Walid Majdalani, Managing Director, Corporate Investment, MENA Investcorp
In terms of automobile expansion, its industry started 60 years ago and now includes electric cars and incentives. The target is to export 2.5 million cars to Africa and the Middle East. He also said their agriculture industry was expanding after adding 1 million hectares to the country’s agricultural footprint.
“We’re also inviting industries to invest in education and the healthcare sector, which poses huge potential domestically and in the Middle East market as well,” said Heiba.
Representing the private sector, Walid Majdalani, Managing Director Corporate Investment – MENA Investcorp, told the panel that “we chase any fish big or small”, as long as “it provides the right profile to our clients”. He said it was “something that they pursued globally”.
“The Middle East has 23 countries. In every geography, there are investment opportunities,” said Majdalani, citing the Levant, which includes Jordan, which he said has been developing new tech companies.
“No doubt in last few years, GCC countries provided the most stable environment for private sector,” said Majdalani.
He also assured the panel that the GCC region “is following global trends and convenience”, meaning being able to provide service at any point in time to anywhere.
“The whole infrastructure is second to none and that creates investment opportunities,” said Majdalani, adding that any investor “should look at the Middle East” in their risk profile.
He also told the panel there was a realization that “you cannot depend on one geographical relation” and that they “hope to see Middle Eastern companies being listed in Hong Kong and other Asian markets”.
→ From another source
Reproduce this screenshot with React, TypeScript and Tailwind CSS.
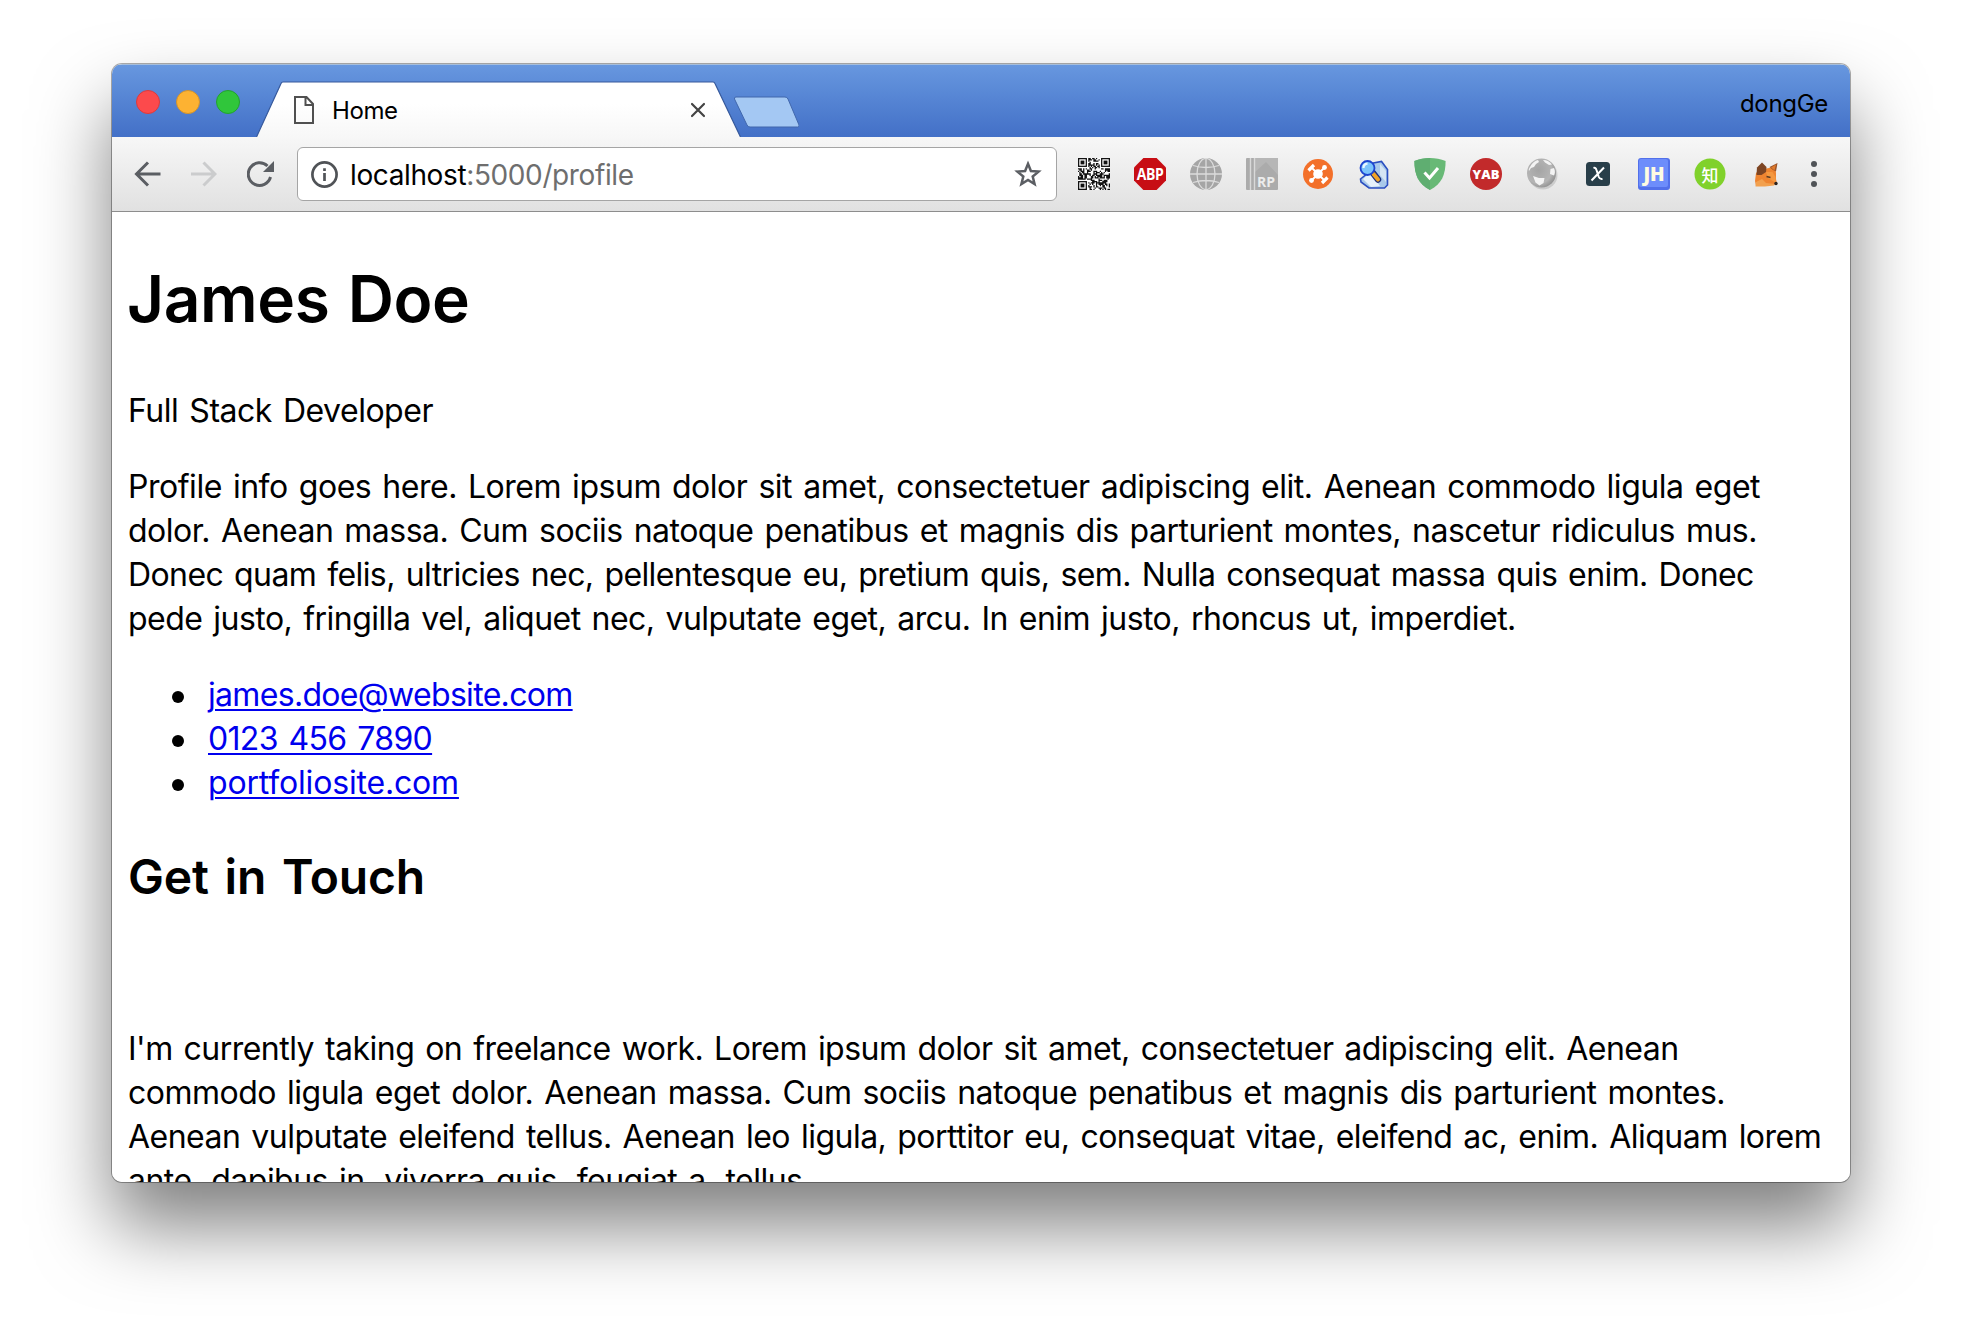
import type { ReactNode } from "react";

const QR_SIZE = 25;

function inFinder(x: number, y: number) {
  const corners = [
    [0, 0],
    [QR_SIZE - 7, 0],
    [0, QR_SIZE - 7],
  ];
  for (const [cx, cy] of corners) {
    if (x >= cx - 1 && x <= cx + 7 && y >= cy - 1 && y <= cy + 7) return true;
  }
  return false;
}

function qrPath() {
  let d = "";
  let seed = 91;
  for (let y = 0; y < QR_SIZE; y++) {
    for (let x = 0; x < QR_SIZE; x++) {
      seed = (seed * 1103515245 + 12345) % 2147483648;
      if (!inFinder(x, y) && (seed >> 12) % 100 < 54) d += `M${x} ${y}h1v1h-1z`;
    }
  }
  return d;
}

const QR = qrPath();

function QrIcon() {
  return (
    <svg className="size-8" viewBox="0 0 25 25">
      <rect width="25" height="25" fill="#fff" />
      <path d={QR} fill="#111" />
      {[
        [0, 0],
        [18, 0],
        [0, 18],
      ].map(([x, y]) => (
        <g key={`${x}-${y}`}>
          <rect x={x + 0.5} y={y + 0.5} width="6" height="6" fill="none" stroke="#111" />
          <rect x={x + 2} y={y + 2} width="3" height="3" fill="#111" />
        </g>
      ))}
    </svg>
  );
}

function Badge({ shape, children }: { shape: ReactNode; children: ReactNode }) {
  return (
    <div className="relative flex size-8 items-center justify-center">
      <svg className="absolute inset-0 size-8" viewBox="0 0 32 32">
        {shape}
      </svg>
      {children}
    </div>
  );
}

function GlobeIcon() {
  return (
    <svg className="size-8" viewBox="0 0 32 32" fill="none" stroke="#dcdcdc" strokeWidth="1.3">
      <circle cx="16" cy="16" r="16" fill="#a5a5a5" stroke="none" />
      <path d="M16 0v32M0 16h32M3 7.5q13 4 26 0M3 24.5q13-4 26 0" />
      <ellipse cx="16" cy="16" rx="9" ry="15.6" />
    </svg>
  );
}

function DroneIcon() {
  return (
    <svg className="size-8" viewBox="0 0 32 32">
      <circle cx="16" cy="16" r="15" fill="#f3702a" />
      <g stroke="#fff" strokeWidth="1.8" strokeLinecap="round">
        <path d="M10 10l12 12M22 10L10 22" />
        <path d="M6.5 12.5l5.5-5.5M20 25l5.5-5.5" strokeWidth="3.2" strokeLinecap="butt" />
      </g>
      <circle cx="16" cy="16" r="4.8" fill="#fff" />
      <circle cx="22.5" cy="9.5" r="2.4" fill="#fff" />
      <circle cx="9.5" cy="22.5" r="2.4" fill="#fff" />
    </svg>
  );
}

function SearchPageIcon() {
  return (
    <svg className="size-8" viewBox="0 0 32 32">
      <path d="M2.500 21l5-4 8-12 8-1.500 6 8v15.500l-3 3H11l-8-6z" fill="#a9c9ea" stroke="#2b4fc0" strokeWidth="1.6" />
      <path d="M5 21l7-6 10 13-9 1z" fill="#e6f1fa" />
      <path d="M22 6l6 7v11l-6-7z" fill="#d5e5f4" />
      <path d="M15 15l5 6.500" stroke="#1c2f7c" strokeWidth="6.500" strokeLinecap="round" />
      <path d="M15.500 16l4.500 5.500" stroke="#f0a325" strokeWidth="4" strokeLinecap="round" />
      <circle cx="9.5" cy="10" r="7" fill="#7cc4fb" stroke="#1d45d0" strokeWidth="1.8" />
      <path d="M5.5 10q0-4 4-4.4" stroke="#e9f7ff" strokeWidth="2.2" fill="none" />
    </svg>
  );
}

function ShieldIcon() {
  return (
    <svg className="size-8" viewBox="0 0 32 32">
      <path d="M16 0c5 0 11 1 15.6 3 0 13-3.600 23-15.600 29C4 26 .4 16 .4 3 5 1 11 0 16 0z" fill="#68b976" />
      <path d="M16 0v32C4 26 .4 16 .4 3 5 1 11 0 16 0z" fill="#5fae71" />
      <path d="M10.500 14.500l5 5.500 8.500-10" fill="none" stroke="#fff" strokeWidth="3" />
    </svg>
  );
}

function SilverGlobeIcon() {
  return (
    <svg className="size-8" viewBox="0 0 32 32">
      <defs>
        <radialGradient id="silver" cx=".4" cy=".4" r=".65">
          <stop offset="0" stopColor="#a4a4a4" />
          <stop offset=".7" stopColor="#b5b5b5" />
          <stop offset="1" stopColor="#8f8f8f" />
        </radialGradient>
      </defs>
      <ellipse cx="17" cy="17" rx="14.500" ry="14.500" fill="#000" opacity=".12" />
      <circle cx="15.500" cy="15" r="14.500" fill="url(#silver)" />
      <path d="M4 9c2-4 5-6.500 8-7l1 2-3 2-2 3-3 1-2 3c-.5-1 0-3 1-4zM17 2c4 0 7 2 9 4.500l-3 .5-4-2.500zM24.500 11l3.500-1c1.500 3 1 5.500 0 7.500l-4-1.500zM7 18l6 2 5.500 0-1 5-4 2.500-4-3z" fill="#f3f3f3" />
    </svg>
  );
}

function FoxIcon() {
  return (
    <svg className="size-8" viewBox="0 0 32 32">
      <path d="M9 12l10-2 6-2 1 7 0 6 1 5-6 1-8 1-7 0-1-5 1-8z" fill="#ee8430" />
      <path d="M6.500 17L7 9.500 12 4.500l4.500 4.500-.5 5-4.500 3z" fill="#7d4523" />
      <path d="M19.500 9L27.500 5 26 13.500 23 12z" fill="#9a5428" />
      <path d="M21 9.500l5-3-1.500 6z" fill="#e07a2c" />
      <path d="M5.500 28.500l.5-4.500 6-3 4 4 9 1-1 1.500-9 1z" fill="#f2a04e" />
      <path d="M16 14l2 6 8 5-.5-6-3-5z" fill="#f5983f" />
      <path d="M16.500 18.500l4 1" stroke="#5b3a22" strokeWidth="1.4" />
      <circle cx="26" cy="25.500" r="1.700" fill="#2b2320" />
    </svg>
  );
}

function Extensions() {
  return (
    <div className="ml-[21px] flex items-center gap-6 font-['Open_Sans'] font-bold text-white">
      <QrIcon />
      <Badge shape={<path d="M9.400 0h13.200L32 9.400v13.200L22.600 32H9.400L0 22.600V9.400z" fill="#c70d14" />}>
        <span className="relative scale-y-120 text-[14px] leading-none tracking-[-0.4px]">ABP</span>
      </Badge>
      <GlobeIcon />
      <Badge
        shape={
          <>
            <rect width="32" height="32" rx="1" fill="#ababab" />
            <path d="M9 14L20 4l12 13V0H9z" fill="#b6b6b6" />
            <path d="M4.500 0v32M8.500 0v32" stroke="#d9d9d9" strokeWidth="1.400" />
          </>
        }
      >
        <span className="relative top-2 left-[4px] text-[14px] leading-none text-[#ececec]">RP</span>
      </Badge>
      <DroneIcon />
      <SearchPageIcon />
      <ShieldIcon />
      <Badge shape={<circle cx="16" cy="16" r="16" fill="#c22a2b" />}>
        <span className="relative text-[13px] leading-none font-extrabold">YAB</span>
      </Badge>
      <SilverGlobeIcon />
      <Badge shape={<rect x="4" y="4" width="24" height="24" rx="3.500" fill="#283e49" />}>
        <svg className="relative size-4" viewBox="0 0 16 16" fill="none" stroke="#fff" strokeWidth="2">
          <path d="M3.500 2q2.200-.8 3 2l2.300 7q1 2.500 3.700 2M14 1.500L1.500 14.500" />
        </svg>
      </Badge>
      <Badge
        shape={
          <>
            <rect width="32" height="32" rx="3" fill="#5270ea" />
            <rect x="1" y="1" width="29" height="28" rx="2" fill="#6d8dfb" />
          </>
        }
      >
        <span className="relative text-[19px] leading-none font-extrabold text-[#fdfbe2]">JH</span>
      </Badge>
      <Badge shape={<circle cx="16" cy="16" r="15.500" fill="#80d12b" />}>
        <span className="relative font-['Noto_Sans_CJK_SC',sans-serif] text-[17px] leading-none font-medium">知</span>
      </Badge>
      <FoxIcon />
      <svg className="size-8" viewBox="0 0 32 32" fill="#505357">
        <circle cx="8" cy="6" r="3" />
        <circle cx="8" cy="16" r="3" />
        <circle cx="8" cy="26" r="3" />
      </svg>
    </div>
  );
}

function TitleBar() {
  return (
    <div className="flex h-[73px] shrink-0 items-end border-t border-[#a6bedb] bg-linear-to-b from-[#6797df] to-[#4370c7]">
      <div className="mb-[23px] ml-6 flex gap-4">
        <div className="size-6 rounded-full border border-[#dd3a3c] bg-[#fc4a4c]" />
        <div className="size-6 rounded-full border border-[#d3922b] bg-[#fdb232]" />
        <div className="size-6 rounded-full border border-[#22a32d] bg-[#30c63b]" />
      </div>
      <div className="relative ml-4 flex h-[56px] w-[486px] items-center">
        <svg className="absolute inset-0 h-[56px] w-[486px]" viewBox="0 0 486 56">
          <defs>
            <linearGradient id="tab" x1="0" y1="0" x2="0" y2="1">
              <stop offset="0" stopColor="#fff" />
              <stop offset=".4" stopColor="#fff" />
              <stop offset="1" stopColor="#f7f7f7" />
            </linearGradient>
          </defs>
          <path d="M.5 56L25 2.500q.6-1.500 2-1.500H457q1.400 0 2 1.500L484.500 56z" fill="url(#tab)" />
          <path d="M.5 56L25 2.500q.6-1.500 2-1.500H457q1.400 0 2 1.500L484.500 56" fill="none" stroke="#36599c" strokeWidth="1.200" />
        </svg>
        <svg className="relative mt-px ml-[38px] h-7 w-5" viewBox="0 0 20 28" fill="none" stroke="#505050" strokeWidth="2">
          <path d="M1 1h11.500L19 8v19H1zM11.500 1v8H19" />
        </svg>
        <span className="relative mt-[3px] ml-[18px] text-[24px] leading-7 tracking-[-0.4px]">Home</span>
        <svg className="relative mt-[2px] mr-[36px] ml-auto size-4" viewBox="0 0 16 16" stroke="#444" strokeWidth="2.200" strokeLinecap="round">
          <path d="M2 2l12 12M14 2L2 14" />
        </svg>
      </div>
      <svg className="mb-[8px] -ml-[9px] h-[33px] w-[66px]" viewBox="0 0 66 33">
        <path d="M3 1h49q2 0 3 2l11 26q.5 2-1.500 2H17q-2 0-3-2L1.500 3Q1 1 3 1z" fill="#a4c8f3" stroke="#4167ac" strokeWidth="1" />
      </svg>
      <span className="mr-[22px] mb-[19px] ml-auto text-[24px] leading-7 tracking-[-0.3px]">dongGe</span>
    </div>
  );
}

function Toolbar() {
  return (
    <div className="flex h-[75px] shrink-0 items-center border-b border-[#8d8d8d] bg-linear-to-b from-[#f7f7f7] to-[#e1e1e1]">
      <div className="ml-[22px] flex items-center">
        <svg className="h-[26px] w-[28px]" viewBox="0 0 28 26" fill="none" stroke="#5b5e63" strokeWidth="3">
          <path d="M26.500 13H3M14 1.500L2.500 13 14 24.500" />
        </svg>
        <svg className="ml-[29px] h-[26px] w-[26px]" viewBox="0 0 26 26" fill="none" stroke="#cbcccd" strokeWidth="3">
          <path d="M0 13h24M12.500 1.500L24 13 12.500 24.500" />
        </svg>
        <svg className="ml-[30px] h-[26px] w-[27px]" viewBox="0 0 27 26">
          <path d="M23.500 16A11.300 11.300 0 1 1 20.500 5" fill="none" stroke="#5b5e63" strokeWidth="3" />
          <path d="M27 0v11H16z" fill="#5b5e63" />
        </svg>
      </div>
      <div className="ml-[23px] flex h-[54px] w-[760px] items-center rounded-md border border-[#a5a5a5] bg-white">
        <svg className="ml-[13px] size-[27px]" viewBox="0 0 27 27" fill="none" stroke="#505357" strokeWidth="2.700">
          <circle cx="13.500" cy="13.500" r="12.100" />
          <path d="M13.500 12v8M13.500 7.300v2.800" />
        </svg>
        <span className="mt-[2px] ml-[12px] text-[28px] leading-8 tracking-[-0.38px]">
          localhost<span className="text-[#6e6e6e]">:5000/profile</span>
        </span>
        <svg className="mr-[13px] ml-auto h-[28px] w-[30px]" viewBox="0 0 30 28" fill="none" stroke="#5b5e63" strokeWidth="2.500" strokeMiterlimit="10">
          <path d="M15 3.800l2.900 7.200 7.700.6-5.900 4.900 1.900 7.600L15 20l-6.600 4.100 1.900-7.600-5.900-4.900 7.700-.6z" />
        </svg>
      </div>
      <Extensions />
    </div>
  );
}

function Line({ className, children }: { className: string; children: ReactNode }) {
  return <span className={`block whitespace-nowrap ${className}`}>{children}</span>;
}

function Contact({ className, children }: { className: string; children: ReactNode }) {
  return (
    <li className="flex items-center">
      <span className="mt-[3px] mr-6 ml-11 size-3 rounded-full bg-black" />
      <a href="#" className={`text-[#0000ee] underline decoration-2 underline-offset-[3px] ${className}`}>
        {children}
      </a>
    </li>
  );
}

function Profile() {
  return (
    <main className="min-h-0 flex-1 overflow-hidden bg-white px-4 pt-[43px] text-[32px] leading-[44px] [word-spacing:2.5px]">
      <h1 className="-ml-px text-[64px] leading-[88px] font-[560] tracking-[-0.4px]">James Doe</h1>
      <p className="mt-[46px] tracking-[-0.48px]">Full Stack Developer</p>
      <p className="mt-8">
        <Line className="tracking-[-0.47px]">Profile info goes here. Lorem ipsum dolor sit amet, consectetuer adipiscing elit. Aenean commodo ligula eget</Line>
        <Line className="tracking-[-0.51px]">dolor. Aenean massa. Cum sociis natoque penatibus et magnis dis parturient montes, nascetur ridiculus mus.</Line>
        <Line className="tracking-[-0.59px]">Donec quam felis, ultricies nec, pellentesque eu, pretium quis, sem. Nulla consequat massa quis enim. Donec</Line>
        <Line className="tracking-[-0.53px]">pede justo, fringilla vel, aliquet nec, vulputate eget, arcu. In enim justo, rhoncus ut, imperdiet.</Line>
      </p>
      <ul className="mt-8">
        <Contact className="tracking-[-0.68px]">james.doe@website.com</Contact>
        <Contact className="tracking-[-0.68px]">0123 456 7890</Contact>
        <Contact className="tracking-[-0.18px]">portfoliosite.com</Contact>
      </ul>
      <h2 className="mt-[39px] text-[48px] leading-[66px] font-[560] tracking-[-0.2px] [word-spacing:4px]">Get in Touch</h2>
      <p className="mt-[117px]">
        <Line className="tracking-[-0.53px]">I'm currently taking on freelance work. Lorem ipsum dolor sit amet, consectetuer adipiscing elit. Aenean</Line>
        <Line className="tracking-[-0.5px]">commodo ligula eget dolor. Aenean massa. Cum sociis natoque penatibus et magnis dis parturient montes.</Line>
        <Line className="tracking-[-0.52px]">Aenean vulputate eleifend tellus. Aenean leo ligula, porttitor eu, consequat vitae, eleifend ac, enim. Aliquam lorem</Line>
        <Line className="tracking-[-0.52px]">ante, dapibus in, viverra quis, feugiat a, tellus.</Line>
      </p>
    </main>
  );
}

export default function App() {
  return (
    <div className="h-[1342px] w-[1962px] overflow-hidden bg-white pt-[64px] pl-[112px] font-[Inter,sans-serif] text-black">
      <div className="flex h-[1118px] w-[1738px] flex-col overflow-hidden rounded-[10px] shadow-[0_0_0_1px_rgba(0,0,0,0.32),0_44px_76px_rgba(0,0,0,0.5)]">
        <TitleBar />
        <Toolbar />
        <Profile />
      </div>
    </div>
  );
}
Meanwhile, Nicolas Aguzin, Chief Executive Officer at Hong Kong Exchanges and Clearing Limited, said there was no better venue in the world to raise financial capital than in Hong Kong with 80 percent representation and $200 billion in private equity.
He told the panel that all “the opportunities you talked about, they require financing”.
“When we look at the evolution in our financial market, especially after the 2018 listing regime, we managed to raise $1trillion from companies in new economies. There’s a big role to finance all that vibrancy and technology that is developing in the Middle East,” said Aguzin.
He said that in March this year following some changes, for the first time international companies that choose Hong Kong as a listing venue would be able to tap domestic capital from the Chinese mainland and that includes retail, and trading can be done through the southbound stock connect.
“I think the combination of Middle East, Hong Kong, and (wider) China is so unique. All I can think of is greater development of livelihood. So, I’m very excited about the future,” said Aguzin.